To be done:
Sort through the entries below and pull out lines containing the word "screenshot".

Source data:
☆ ☆ ☆ ☆

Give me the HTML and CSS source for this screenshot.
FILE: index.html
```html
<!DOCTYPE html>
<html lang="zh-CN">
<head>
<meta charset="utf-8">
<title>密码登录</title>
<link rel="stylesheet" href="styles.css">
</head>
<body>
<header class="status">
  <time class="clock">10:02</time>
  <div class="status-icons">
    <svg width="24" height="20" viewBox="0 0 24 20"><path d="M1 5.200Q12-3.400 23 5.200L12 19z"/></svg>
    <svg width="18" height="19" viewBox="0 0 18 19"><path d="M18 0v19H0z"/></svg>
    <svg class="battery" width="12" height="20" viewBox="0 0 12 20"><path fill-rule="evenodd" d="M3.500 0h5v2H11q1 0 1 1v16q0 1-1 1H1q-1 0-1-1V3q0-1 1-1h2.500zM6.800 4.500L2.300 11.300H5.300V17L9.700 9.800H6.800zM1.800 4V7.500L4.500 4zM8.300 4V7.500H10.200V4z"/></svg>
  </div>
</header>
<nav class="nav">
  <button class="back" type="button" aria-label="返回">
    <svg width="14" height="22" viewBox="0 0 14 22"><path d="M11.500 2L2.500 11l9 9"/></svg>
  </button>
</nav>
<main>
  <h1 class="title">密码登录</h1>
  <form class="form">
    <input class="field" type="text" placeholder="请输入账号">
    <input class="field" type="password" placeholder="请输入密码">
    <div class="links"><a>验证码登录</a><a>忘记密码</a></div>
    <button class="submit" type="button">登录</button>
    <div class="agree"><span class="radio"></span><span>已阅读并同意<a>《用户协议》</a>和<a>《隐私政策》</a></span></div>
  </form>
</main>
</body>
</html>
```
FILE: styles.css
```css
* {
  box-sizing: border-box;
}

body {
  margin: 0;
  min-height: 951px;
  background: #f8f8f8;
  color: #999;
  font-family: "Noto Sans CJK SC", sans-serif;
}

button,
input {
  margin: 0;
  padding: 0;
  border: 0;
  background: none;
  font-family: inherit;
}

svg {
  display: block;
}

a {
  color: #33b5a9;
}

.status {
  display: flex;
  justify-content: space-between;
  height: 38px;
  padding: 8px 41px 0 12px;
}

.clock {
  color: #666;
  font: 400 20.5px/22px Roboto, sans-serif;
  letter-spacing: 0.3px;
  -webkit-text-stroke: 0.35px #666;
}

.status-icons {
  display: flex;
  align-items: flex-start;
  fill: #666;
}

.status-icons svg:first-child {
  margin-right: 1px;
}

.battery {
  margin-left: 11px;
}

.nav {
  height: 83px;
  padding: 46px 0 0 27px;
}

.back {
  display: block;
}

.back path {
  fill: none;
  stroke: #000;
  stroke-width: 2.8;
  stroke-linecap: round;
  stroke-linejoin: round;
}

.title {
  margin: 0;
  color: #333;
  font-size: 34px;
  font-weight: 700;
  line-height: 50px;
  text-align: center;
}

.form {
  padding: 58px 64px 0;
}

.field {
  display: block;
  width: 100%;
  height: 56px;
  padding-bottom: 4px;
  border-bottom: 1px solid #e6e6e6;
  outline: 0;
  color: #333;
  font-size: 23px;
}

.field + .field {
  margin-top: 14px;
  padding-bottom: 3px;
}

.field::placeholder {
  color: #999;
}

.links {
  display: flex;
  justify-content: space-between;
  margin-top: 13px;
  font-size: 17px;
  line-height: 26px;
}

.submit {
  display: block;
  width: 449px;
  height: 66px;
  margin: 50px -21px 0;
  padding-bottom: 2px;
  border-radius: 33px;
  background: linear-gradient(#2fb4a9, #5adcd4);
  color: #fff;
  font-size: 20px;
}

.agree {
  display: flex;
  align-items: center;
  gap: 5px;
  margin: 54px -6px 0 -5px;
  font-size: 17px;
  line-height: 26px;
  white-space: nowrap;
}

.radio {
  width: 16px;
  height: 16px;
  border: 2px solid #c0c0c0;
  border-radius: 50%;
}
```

☆ ☆ ☆ ☆

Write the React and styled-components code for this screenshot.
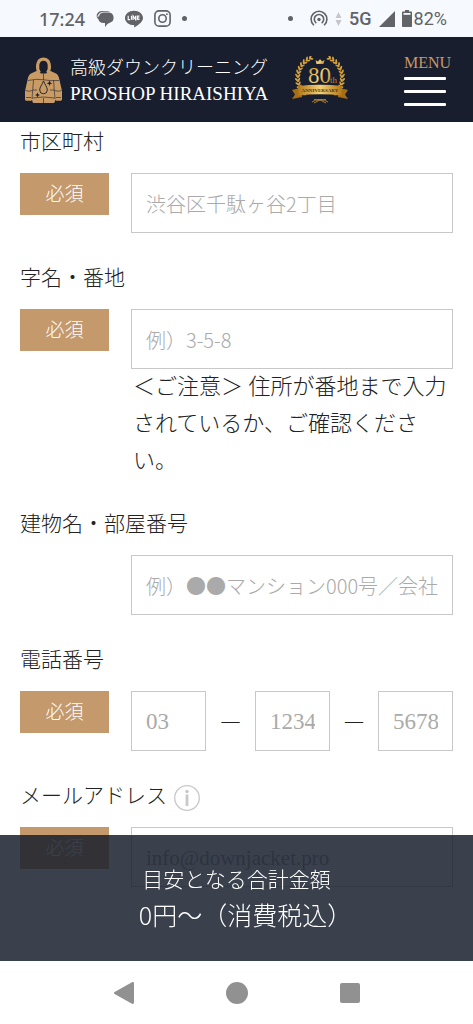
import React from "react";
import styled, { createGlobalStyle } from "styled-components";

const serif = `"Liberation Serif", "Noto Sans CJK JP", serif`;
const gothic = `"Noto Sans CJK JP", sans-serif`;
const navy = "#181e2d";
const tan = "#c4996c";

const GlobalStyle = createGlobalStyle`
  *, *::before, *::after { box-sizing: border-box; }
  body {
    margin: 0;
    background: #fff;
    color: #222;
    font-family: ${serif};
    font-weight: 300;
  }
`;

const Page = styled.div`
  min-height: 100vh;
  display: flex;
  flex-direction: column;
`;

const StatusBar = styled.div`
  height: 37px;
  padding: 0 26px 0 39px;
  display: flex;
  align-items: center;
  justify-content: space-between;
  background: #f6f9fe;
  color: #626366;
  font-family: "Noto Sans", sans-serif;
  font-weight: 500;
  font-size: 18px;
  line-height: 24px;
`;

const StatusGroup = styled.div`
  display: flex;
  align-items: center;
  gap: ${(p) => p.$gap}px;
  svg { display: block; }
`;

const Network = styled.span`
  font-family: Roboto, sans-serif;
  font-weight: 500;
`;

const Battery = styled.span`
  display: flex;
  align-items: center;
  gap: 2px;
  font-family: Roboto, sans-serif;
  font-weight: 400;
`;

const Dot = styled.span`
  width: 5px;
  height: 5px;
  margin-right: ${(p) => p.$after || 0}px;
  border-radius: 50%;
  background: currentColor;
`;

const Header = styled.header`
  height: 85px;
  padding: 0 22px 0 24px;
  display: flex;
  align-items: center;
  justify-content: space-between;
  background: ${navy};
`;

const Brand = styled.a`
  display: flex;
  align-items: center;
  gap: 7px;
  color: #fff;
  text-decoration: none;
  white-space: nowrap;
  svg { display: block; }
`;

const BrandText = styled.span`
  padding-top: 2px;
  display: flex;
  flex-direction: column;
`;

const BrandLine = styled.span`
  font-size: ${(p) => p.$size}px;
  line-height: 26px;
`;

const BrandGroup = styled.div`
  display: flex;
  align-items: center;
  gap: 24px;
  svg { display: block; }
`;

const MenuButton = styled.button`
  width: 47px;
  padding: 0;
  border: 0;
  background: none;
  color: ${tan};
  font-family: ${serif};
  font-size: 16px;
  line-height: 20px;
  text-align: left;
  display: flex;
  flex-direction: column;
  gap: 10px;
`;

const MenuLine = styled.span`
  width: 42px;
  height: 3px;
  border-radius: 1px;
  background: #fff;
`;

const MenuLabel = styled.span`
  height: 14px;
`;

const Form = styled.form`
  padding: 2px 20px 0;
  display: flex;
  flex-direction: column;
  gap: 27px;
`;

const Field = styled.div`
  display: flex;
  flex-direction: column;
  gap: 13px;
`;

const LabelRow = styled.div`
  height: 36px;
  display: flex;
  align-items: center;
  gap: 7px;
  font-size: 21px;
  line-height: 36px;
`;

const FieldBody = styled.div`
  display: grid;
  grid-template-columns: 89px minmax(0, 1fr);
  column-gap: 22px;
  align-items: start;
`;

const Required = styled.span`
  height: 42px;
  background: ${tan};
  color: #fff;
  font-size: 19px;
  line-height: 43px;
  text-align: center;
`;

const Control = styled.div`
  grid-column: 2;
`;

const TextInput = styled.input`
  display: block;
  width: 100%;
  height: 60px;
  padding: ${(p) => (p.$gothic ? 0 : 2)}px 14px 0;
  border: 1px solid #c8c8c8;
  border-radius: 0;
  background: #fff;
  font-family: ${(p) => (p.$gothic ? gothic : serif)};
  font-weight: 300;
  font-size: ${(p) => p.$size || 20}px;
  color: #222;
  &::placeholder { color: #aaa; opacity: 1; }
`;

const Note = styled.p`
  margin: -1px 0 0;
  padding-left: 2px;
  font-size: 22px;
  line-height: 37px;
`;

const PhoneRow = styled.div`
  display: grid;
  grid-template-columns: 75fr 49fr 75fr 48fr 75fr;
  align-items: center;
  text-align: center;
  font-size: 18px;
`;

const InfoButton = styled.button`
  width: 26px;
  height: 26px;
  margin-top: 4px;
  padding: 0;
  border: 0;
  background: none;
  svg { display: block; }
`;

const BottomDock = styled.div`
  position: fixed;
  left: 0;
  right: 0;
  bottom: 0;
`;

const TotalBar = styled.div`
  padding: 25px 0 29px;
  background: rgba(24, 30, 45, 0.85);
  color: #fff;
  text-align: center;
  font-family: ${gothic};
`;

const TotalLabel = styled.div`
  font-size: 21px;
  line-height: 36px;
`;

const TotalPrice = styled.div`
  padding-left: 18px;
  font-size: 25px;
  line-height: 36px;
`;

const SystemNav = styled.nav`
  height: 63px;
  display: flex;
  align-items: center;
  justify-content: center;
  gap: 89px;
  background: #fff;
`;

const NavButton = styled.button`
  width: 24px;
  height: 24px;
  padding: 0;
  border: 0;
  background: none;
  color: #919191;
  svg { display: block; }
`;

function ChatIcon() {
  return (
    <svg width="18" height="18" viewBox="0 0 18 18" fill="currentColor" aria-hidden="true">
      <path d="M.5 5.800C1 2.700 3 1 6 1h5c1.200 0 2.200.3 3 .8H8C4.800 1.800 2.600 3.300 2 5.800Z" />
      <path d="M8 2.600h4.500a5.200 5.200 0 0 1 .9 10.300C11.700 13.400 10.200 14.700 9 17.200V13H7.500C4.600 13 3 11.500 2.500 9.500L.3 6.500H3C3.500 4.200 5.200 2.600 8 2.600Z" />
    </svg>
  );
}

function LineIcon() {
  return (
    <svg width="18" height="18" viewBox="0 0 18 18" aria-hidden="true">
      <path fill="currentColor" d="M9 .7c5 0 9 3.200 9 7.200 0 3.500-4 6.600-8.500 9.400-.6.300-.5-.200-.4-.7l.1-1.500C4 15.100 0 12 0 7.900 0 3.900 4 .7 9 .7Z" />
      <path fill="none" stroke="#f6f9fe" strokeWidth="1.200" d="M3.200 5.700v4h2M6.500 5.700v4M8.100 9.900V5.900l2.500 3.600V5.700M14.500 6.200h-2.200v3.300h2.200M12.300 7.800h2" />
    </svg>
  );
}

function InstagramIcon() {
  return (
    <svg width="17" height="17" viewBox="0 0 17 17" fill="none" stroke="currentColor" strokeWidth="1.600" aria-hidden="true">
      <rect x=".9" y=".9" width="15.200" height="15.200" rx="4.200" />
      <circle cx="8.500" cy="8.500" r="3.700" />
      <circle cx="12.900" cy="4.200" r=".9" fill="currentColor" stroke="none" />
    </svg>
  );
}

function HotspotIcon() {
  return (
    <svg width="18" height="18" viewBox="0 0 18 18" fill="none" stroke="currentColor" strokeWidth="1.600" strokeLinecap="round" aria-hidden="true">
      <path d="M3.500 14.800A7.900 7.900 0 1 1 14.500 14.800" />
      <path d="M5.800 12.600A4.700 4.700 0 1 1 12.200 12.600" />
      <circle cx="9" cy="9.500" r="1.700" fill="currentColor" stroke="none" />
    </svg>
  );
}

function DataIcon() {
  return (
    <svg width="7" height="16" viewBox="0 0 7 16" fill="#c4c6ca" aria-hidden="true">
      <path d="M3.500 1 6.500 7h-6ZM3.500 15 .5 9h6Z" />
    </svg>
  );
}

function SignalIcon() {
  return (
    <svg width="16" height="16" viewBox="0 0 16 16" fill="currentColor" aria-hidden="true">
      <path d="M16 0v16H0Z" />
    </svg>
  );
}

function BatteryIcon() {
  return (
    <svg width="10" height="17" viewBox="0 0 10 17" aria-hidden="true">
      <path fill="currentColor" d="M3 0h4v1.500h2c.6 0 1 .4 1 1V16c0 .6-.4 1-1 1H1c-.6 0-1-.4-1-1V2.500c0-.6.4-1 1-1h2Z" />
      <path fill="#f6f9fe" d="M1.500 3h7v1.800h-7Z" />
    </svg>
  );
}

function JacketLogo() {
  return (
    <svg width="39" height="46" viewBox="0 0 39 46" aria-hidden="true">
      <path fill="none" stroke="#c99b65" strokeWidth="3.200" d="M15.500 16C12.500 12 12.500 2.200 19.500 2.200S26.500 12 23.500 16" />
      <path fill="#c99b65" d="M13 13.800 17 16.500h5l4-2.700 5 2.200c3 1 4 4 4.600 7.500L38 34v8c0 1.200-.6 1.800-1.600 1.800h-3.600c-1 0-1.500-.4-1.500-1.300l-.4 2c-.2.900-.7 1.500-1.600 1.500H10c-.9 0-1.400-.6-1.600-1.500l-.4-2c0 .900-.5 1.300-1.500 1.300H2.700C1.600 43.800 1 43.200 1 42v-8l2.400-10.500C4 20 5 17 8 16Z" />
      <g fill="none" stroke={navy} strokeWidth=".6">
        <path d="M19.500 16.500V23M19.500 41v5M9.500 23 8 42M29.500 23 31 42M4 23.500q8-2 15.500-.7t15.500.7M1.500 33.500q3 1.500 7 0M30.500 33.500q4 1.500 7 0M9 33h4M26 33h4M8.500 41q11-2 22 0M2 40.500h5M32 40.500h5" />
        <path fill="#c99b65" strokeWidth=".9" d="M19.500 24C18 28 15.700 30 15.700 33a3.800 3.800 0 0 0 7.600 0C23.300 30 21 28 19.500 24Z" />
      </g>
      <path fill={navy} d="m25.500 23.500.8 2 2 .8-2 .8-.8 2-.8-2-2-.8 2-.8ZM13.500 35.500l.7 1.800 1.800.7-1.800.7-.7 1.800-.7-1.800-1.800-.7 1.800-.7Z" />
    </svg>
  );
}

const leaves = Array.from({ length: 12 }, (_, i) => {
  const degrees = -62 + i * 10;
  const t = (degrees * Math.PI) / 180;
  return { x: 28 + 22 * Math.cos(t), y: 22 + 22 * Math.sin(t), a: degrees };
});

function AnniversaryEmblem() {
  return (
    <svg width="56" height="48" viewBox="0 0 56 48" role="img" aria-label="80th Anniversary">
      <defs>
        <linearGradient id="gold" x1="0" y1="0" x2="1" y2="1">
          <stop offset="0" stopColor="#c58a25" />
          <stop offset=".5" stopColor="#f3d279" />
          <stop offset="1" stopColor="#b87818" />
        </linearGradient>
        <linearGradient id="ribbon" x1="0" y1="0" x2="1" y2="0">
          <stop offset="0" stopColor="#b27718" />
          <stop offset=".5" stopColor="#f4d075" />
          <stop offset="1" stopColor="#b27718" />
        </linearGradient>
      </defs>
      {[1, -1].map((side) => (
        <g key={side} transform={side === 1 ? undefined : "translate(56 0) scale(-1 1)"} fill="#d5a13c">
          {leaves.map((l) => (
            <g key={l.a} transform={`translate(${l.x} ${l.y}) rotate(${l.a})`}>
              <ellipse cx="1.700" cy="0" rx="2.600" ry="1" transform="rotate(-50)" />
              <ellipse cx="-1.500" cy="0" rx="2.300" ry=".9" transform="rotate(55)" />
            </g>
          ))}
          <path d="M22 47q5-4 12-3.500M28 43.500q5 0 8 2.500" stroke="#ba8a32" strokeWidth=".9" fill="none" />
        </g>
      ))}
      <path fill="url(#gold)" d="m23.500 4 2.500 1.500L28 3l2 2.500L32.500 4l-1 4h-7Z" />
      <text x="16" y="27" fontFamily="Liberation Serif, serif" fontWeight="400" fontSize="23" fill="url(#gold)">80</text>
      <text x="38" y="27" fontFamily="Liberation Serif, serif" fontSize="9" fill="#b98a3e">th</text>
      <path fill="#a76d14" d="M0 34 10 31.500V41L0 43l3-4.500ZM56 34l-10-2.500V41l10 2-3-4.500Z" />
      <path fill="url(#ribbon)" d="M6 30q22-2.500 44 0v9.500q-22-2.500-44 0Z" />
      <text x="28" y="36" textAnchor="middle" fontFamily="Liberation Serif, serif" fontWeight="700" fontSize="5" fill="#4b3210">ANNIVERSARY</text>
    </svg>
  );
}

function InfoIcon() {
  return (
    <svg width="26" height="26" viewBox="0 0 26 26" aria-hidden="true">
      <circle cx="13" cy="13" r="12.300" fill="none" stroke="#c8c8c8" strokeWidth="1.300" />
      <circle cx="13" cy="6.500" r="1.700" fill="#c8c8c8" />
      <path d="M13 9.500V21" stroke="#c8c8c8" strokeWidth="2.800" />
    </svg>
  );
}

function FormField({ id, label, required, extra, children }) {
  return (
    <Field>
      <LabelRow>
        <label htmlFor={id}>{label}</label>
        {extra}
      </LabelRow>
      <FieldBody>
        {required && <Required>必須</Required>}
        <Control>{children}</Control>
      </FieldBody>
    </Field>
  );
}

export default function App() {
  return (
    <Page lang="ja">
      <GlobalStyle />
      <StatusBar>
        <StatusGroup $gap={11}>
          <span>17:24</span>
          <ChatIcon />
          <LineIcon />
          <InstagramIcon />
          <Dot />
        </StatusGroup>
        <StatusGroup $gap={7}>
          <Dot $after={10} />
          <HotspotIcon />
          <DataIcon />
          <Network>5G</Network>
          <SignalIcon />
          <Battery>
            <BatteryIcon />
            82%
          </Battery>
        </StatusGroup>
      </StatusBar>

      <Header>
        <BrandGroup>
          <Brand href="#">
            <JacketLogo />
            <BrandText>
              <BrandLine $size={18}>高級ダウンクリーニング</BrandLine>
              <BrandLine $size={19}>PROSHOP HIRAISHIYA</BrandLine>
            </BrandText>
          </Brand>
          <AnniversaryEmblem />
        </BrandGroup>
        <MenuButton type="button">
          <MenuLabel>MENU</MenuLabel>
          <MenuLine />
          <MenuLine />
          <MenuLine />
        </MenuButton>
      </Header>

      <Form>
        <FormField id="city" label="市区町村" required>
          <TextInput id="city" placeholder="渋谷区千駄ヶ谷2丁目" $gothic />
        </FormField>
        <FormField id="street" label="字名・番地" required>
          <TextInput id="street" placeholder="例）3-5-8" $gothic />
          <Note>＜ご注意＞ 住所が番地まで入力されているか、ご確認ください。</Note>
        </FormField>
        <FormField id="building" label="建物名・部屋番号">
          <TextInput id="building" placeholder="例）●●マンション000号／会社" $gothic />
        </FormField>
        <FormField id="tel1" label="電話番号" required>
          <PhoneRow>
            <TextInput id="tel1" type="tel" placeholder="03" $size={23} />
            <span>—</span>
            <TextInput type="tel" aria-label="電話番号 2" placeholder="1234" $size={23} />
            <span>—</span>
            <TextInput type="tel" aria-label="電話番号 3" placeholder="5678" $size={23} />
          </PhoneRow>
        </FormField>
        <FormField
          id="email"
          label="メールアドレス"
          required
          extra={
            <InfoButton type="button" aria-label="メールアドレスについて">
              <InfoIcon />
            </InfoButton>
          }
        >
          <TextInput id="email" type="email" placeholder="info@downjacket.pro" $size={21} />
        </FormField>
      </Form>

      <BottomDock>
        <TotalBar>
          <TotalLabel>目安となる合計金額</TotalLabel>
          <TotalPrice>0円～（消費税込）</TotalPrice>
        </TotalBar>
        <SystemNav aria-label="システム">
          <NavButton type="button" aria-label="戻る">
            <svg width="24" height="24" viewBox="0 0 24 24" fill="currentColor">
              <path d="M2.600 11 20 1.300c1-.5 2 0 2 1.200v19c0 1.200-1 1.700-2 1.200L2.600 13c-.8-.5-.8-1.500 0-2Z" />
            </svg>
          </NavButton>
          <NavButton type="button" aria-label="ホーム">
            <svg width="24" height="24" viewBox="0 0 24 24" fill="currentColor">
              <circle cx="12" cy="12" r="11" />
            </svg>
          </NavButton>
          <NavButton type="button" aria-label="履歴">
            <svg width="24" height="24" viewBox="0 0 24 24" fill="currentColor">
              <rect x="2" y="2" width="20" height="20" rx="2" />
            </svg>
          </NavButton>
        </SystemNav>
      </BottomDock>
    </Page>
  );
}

☆ ☆ ☆ ☆

Task solution:
Give me the HTML and CSS source for this screenshot.
Write the React and styled-components code for this screenshot.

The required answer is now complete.